§ **GIVEN PROBLEM**
Scan the lines below for the word "index". Copy each line you find it in.
### PROVIDED RECORDS ###
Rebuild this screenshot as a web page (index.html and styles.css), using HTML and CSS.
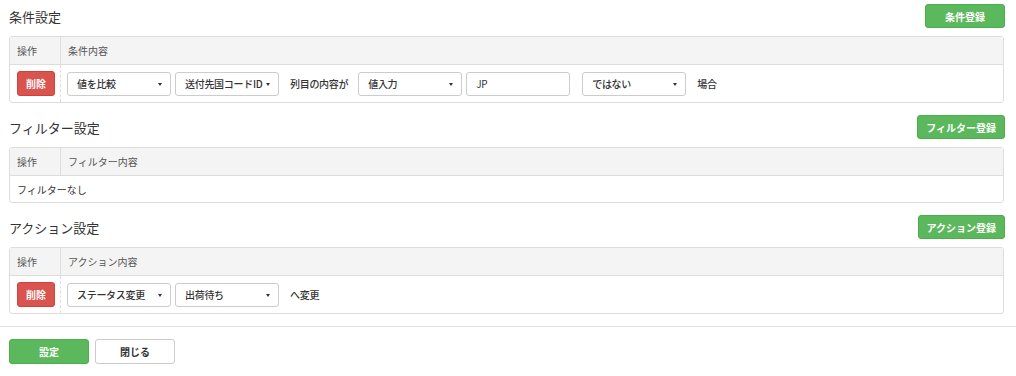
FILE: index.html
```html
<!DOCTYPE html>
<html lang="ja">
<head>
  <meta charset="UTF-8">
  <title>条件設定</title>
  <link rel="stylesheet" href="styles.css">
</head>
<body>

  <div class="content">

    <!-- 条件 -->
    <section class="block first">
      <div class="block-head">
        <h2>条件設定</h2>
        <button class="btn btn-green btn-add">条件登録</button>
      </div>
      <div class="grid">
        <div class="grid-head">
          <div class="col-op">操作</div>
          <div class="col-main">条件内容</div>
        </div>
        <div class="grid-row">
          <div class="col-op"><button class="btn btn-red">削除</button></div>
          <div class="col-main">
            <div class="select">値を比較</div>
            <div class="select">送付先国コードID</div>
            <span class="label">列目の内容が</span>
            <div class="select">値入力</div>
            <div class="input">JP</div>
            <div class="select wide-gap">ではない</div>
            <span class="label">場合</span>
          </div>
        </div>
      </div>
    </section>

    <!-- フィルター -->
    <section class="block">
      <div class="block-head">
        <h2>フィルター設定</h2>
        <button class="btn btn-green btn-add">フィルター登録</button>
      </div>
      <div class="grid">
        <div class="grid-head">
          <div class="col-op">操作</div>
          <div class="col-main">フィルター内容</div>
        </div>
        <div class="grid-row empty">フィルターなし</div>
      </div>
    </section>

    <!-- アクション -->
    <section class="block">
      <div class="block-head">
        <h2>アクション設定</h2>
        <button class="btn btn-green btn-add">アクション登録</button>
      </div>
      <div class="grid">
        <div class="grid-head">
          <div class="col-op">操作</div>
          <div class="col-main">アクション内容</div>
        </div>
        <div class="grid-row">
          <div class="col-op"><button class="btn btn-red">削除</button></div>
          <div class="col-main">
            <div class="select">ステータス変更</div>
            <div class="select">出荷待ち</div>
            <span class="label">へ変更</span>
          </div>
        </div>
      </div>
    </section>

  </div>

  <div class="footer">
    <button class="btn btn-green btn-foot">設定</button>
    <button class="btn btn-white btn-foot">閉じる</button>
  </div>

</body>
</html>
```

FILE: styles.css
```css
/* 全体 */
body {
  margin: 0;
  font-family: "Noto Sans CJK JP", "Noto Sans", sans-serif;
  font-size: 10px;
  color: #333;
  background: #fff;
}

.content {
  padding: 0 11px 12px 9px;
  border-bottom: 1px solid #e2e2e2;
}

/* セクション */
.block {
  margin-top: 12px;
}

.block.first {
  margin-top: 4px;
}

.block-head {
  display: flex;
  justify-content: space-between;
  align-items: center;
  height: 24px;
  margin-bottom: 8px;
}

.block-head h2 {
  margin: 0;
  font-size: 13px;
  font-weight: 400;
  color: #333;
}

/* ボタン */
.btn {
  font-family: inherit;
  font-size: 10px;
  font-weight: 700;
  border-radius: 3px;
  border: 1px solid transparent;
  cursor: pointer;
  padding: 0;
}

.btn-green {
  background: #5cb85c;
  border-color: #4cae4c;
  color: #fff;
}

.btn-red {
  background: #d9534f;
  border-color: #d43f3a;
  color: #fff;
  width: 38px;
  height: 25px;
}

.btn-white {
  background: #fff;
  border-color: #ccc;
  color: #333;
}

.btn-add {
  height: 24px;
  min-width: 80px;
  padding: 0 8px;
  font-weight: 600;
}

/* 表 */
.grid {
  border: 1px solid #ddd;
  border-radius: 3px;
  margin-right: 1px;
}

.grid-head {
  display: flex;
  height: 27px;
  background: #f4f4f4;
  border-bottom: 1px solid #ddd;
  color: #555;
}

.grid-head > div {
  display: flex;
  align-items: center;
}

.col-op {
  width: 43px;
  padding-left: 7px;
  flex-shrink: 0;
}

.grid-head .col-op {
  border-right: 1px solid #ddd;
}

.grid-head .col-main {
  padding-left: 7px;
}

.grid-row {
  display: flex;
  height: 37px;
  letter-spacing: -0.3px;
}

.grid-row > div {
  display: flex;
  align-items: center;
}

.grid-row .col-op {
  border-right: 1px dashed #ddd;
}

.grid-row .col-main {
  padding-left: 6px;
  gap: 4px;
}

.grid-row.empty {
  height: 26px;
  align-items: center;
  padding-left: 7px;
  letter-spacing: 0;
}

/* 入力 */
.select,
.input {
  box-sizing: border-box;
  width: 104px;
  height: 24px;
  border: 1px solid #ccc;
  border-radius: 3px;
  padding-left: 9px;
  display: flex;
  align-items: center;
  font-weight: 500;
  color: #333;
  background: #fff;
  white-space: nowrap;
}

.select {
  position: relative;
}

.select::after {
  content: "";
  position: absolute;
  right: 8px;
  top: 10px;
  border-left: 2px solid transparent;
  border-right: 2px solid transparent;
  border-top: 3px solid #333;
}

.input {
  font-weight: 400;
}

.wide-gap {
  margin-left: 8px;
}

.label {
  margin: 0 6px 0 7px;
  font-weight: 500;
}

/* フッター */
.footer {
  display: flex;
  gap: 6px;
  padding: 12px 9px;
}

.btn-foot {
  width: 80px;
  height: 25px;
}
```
###
### PROVIDED RECORDS ###
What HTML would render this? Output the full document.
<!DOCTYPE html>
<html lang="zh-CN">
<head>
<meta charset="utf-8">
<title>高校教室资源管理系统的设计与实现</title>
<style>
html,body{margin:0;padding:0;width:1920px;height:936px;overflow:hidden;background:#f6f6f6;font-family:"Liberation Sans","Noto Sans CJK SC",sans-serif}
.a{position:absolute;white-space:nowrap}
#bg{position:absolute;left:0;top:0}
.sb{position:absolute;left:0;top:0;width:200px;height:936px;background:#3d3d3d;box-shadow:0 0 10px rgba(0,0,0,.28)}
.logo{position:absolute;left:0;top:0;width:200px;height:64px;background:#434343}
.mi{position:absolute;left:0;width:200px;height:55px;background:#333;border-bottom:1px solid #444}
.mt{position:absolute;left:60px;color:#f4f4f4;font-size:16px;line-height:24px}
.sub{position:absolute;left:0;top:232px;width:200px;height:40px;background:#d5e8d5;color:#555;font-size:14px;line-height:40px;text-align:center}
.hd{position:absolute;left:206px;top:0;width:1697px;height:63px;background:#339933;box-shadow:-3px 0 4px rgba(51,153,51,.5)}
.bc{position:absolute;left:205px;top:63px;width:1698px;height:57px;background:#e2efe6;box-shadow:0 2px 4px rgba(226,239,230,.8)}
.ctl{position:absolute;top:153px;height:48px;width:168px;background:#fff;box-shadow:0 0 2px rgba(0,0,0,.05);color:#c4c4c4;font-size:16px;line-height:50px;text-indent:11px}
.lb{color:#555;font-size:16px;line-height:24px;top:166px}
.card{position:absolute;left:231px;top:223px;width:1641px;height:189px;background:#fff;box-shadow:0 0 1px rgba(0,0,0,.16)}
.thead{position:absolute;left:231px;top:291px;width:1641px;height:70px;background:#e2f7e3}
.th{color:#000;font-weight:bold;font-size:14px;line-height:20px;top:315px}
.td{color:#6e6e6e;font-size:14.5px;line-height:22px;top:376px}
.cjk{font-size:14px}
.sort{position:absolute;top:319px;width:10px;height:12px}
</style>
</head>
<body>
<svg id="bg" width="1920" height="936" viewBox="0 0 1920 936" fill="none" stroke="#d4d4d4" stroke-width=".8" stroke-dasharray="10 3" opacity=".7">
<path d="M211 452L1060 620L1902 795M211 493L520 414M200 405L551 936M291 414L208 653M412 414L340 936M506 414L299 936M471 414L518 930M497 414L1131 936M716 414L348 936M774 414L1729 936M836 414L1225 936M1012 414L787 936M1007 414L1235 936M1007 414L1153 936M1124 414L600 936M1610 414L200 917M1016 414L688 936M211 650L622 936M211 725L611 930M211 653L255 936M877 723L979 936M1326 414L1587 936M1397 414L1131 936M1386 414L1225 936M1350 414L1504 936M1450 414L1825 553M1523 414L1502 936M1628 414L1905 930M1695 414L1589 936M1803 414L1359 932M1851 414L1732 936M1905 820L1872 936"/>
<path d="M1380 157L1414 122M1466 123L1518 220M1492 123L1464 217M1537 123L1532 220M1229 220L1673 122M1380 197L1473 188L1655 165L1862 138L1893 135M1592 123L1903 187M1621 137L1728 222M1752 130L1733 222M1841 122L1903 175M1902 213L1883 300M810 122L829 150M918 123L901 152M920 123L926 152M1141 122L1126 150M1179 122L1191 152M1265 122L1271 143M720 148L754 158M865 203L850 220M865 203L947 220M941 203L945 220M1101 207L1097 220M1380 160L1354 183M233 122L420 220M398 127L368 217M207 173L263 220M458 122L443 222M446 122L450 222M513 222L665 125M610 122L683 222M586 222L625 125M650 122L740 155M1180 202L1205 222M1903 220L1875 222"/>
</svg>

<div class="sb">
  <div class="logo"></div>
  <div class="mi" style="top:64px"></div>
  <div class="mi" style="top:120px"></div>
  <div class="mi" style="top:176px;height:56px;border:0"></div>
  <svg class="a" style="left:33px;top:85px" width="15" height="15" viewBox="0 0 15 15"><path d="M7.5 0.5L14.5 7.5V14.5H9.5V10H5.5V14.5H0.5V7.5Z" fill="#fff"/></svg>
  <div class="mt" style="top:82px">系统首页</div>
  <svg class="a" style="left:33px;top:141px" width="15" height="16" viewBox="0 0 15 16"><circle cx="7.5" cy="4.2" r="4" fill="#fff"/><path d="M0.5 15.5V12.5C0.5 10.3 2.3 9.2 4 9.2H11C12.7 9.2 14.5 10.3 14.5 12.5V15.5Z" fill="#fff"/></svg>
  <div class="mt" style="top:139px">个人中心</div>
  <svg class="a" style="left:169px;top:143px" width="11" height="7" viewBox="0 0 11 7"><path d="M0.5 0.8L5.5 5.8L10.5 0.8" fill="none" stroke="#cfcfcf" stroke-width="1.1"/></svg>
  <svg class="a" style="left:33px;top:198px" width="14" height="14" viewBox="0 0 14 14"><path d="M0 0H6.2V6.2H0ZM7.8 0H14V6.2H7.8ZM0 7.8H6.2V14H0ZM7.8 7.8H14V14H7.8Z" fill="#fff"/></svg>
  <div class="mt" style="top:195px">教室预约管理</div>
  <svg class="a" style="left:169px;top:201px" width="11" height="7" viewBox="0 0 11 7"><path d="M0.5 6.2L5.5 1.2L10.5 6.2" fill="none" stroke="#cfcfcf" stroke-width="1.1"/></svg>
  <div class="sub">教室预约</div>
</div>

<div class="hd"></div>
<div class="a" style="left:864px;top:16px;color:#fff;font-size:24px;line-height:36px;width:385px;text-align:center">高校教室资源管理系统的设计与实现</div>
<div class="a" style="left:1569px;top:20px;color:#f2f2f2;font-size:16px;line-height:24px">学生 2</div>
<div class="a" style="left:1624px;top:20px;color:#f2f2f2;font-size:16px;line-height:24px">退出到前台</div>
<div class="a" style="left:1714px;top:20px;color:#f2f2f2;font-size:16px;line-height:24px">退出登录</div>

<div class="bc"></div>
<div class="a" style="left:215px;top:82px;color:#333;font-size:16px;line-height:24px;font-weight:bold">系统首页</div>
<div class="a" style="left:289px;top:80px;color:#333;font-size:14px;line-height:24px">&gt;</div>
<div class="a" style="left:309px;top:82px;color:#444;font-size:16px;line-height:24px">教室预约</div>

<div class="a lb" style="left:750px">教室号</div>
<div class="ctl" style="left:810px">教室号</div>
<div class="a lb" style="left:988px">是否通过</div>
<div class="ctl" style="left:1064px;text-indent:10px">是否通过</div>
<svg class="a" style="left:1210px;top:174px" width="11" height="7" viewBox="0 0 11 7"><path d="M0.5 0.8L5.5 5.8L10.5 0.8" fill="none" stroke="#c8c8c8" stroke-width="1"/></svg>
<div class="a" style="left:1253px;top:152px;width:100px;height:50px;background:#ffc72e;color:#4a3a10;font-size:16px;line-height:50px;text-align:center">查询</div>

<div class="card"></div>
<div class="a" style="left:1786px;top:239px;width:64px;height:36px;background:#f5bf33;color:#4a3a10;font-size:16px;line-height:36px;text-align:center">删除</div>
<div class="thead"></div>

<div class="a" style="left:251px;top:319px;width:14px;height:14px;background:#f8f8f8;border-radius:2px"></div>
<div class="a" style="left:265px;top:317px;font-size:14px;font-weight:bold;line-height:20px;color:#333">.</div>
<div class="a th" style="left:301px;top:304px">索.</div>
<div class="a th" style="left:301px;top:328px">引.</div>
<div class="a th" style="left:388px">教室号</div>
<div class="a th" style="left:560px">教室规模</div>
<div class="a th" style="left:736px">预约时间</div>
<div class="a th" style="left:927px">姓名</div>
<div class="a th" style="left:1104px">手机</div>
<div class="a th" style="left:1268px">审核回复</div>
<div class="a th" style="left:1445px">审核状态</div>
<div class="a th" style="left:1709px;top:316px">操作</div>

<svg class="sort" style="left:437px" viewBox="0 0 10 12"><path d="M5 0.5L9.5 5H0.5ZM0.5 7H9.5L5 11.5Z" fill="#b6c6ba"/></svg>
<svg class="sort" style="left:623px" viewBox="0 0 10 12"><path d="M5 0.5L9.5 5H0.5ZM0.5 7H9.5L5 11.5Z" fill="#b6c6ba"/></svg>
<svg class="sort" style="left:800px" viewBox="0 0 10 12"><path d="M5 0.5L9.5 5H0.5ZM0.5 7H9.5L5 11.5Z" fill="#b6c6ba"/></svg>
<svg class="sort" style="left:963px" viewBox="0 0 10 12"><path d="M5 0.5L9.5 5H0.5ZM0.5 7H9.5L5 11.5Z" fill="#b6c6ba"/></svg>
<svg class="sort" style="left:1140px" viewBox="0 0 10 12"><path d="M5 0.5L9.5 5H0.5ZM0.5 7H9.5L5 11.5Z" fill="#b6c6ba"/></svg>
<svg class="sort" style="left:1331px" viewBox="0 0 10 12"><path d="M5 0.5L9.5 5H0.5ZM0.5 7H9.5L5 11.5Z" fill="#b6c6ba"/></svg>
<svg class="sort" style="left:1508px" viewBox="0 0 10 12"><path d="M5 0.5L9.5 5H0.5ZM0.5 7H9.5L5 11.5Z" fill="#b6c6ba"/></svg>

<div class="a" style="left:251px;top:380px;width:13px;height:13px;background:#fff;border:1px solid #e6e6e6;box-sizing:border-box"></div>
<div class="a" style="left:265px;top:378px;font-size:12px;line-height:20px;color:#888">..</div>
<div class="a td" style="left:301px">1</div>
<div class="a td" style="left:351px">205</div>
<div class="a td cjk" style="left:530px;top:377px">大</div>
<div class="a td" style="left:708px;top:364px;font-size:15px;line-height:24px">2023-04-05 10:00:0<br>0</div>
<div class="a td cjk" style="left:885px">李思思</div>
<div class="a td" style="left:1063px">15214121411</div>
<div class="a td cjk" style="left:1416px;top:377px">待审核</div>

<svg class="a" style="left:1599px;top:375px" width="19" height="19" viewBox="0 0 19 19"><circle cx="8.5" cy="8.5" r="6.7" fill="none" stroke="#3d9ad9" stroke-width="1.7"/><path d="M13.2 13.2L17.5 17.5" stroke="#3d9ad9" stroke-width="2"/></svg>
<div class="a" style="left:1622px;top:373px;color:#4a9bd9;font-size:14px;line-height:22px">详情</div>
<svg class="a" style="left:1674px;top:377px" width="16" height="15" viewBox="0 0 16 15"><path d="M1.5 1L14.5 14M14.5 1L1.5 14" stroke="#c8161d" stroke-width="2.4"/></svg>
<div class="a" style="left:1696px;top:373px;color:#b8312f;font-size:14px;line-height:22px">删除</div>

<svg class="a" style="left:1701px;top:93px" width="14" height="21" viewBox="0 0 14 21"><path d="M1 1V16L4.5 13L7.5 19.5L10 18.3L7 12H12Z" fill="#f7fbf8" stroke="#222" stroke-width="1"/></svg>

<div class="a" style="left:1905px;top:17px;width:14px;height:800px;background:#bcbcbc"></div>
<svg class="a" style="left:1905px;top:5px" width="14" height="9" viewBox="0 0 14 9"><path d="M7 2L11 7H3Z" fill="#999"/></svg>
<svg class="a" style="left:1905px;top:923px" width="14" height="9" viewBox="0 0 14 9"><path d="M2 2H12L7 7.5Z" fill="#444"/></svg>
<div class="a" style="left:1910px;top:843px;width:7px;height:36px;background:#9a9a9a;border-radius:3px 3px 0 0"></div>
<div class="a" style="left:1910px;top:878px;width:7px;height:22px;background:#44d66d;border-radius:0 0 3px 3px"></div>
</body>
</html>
###
### PROVIDED RECORDS ###
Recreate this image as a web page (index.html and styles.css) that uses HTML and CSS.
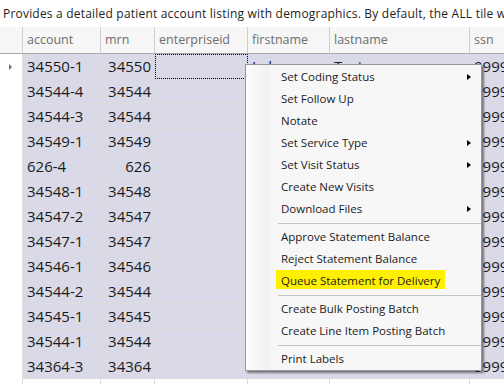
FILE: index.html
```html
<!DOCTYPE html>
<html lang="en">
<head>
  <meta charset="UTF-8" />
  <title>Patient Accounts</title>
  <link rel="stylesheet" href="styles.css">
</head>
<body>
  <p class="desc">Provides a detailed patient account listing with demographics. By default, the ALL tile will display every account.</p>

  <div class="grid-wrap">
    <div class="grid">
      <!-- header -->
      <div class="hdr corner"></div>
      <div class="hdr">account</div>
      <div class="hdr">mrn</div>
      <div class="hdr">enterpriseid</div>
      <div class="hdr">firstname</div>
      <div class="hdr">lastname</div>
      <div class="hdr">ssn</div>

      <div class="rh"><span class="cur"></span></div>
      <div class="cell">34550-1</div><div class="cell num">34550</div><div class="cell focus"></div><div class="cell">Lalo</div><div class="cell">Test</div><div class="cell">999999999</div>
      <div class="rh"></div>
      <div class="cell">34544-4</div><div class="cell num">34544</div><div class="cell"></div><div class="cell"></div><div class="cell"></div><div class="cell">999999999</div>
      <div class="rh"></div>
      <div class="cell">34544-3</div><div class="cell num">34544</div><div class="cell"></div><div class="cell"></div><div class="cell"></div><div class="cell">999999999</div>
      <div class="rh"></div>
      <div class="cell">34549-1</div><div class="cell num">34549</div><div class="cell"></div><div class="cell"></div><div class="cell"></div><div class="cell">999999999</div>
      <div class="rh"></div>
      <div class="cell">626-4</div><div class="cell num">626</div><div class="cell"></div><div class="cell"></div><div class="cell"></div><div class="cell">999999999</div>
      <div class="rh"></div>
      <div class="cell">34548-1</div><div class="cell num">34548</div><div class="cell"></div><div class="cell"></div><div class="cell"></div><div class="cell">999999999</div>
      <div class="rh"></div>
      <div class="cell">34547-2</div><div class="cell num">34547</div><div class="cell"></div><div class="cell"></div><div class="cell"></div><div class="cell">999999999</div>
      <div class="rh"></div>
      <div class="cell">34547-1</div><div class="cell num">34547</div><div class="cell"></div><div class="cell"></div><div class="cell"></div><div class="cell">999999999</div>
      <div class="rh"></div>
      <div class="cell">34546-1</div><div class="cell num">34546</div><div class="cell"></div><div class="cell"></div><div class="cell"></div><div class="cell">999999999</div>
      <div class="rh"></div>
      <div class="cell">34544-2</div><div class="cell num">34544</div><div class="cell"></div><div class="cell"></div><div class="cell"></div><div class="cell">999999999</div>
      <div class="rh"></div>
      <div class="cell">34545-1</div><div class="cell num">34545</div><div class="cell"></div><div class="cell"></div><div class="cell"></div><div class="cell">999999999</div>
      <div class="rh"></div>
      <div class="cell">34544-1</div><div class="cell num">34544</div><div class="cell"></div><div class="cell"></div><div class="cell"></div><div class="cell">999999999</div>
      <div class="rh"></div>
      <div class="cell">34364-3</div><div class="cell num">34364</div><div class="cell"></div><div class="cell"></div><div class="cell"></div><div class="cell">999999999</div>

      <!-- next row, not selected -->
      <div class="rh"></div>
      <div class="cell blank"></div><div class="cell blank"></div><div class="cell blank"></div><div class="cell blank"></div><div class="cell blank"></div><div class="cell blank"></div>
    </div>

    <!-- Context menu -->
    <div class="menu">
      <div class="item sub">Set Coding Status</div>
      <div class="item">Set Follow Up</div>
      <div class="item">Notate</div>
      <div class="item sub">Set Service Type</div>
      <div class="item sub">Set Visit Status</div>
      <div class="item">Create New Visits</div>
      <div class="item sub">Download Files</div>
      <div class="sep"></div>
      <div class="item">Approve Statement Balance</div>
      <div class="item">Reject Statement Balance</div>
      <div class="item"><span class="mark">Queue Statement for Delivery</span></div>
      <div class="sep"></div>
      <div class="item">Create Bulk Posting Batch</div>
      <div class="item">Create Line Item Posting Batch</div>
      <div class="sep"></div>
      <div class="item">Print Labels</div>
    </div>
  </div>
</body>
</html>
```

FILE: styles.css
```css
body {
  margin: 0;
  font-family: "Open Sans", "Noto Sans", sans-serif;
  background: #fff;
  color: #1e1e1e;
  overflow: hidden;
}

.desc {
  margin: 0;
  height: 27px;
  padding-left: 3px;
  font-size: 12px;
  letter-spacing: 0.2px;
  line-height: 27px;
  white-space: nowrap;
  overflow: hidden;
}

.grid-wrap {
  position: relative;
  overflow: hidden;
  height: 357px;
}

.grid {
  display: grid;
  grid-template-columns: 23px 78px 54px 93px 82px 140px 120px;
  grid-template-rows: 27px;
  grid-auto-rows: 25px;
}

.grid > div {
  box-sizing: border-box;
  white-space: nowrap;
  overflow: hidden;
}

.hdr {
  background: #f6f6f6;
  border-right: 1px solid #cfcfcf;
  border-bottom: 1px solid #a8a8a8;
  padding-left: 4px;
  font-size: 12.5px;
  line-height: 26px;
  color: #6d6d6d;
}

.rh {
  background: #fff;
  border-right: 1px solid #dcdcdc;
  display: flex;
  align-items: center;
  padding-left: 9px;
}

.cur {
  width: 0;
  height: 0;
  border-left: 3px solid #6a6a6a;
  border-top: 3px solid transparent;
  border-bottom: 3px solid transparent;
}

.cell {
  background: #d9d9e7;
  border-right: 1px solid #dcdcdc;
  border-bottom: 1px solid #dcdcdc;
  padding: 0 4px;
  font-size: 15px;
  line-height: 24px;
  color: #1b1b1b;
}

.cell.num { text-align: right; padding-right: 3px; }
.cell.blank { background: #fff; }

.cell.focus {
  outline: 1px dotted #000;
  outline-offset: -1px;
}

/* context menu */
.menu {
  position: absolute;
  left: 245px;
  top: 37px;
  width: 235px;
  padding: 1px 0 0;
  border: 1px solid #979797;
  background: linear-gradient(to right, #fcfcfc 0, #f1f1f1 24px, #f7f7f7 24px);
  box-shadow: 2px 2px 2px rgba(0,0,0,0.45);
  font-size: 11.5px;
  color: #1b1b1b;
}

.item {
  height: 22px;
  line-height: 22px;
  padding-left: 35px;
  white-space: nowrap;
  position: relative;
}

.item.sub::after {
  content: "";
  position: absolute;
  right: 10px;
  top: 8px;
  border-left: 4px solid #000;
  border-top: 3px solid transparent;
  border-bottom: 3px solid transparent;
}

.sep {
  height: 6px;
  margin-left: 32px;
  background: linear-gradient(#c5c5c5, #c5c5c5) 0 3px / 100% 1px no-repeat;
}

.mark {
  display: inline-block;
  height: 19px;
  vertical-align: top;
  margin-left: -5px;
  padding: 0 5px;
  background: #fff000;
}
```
###
§ **RESPONSE TO THE EXERCISE**
Rebuild this screenshot as a web page (index.html and styles.css), using HTML and CSS.
FILE: index.html
Recreate this image as a web page (index.html and styles.css) that uses HTML and CSS.
FILE: index.html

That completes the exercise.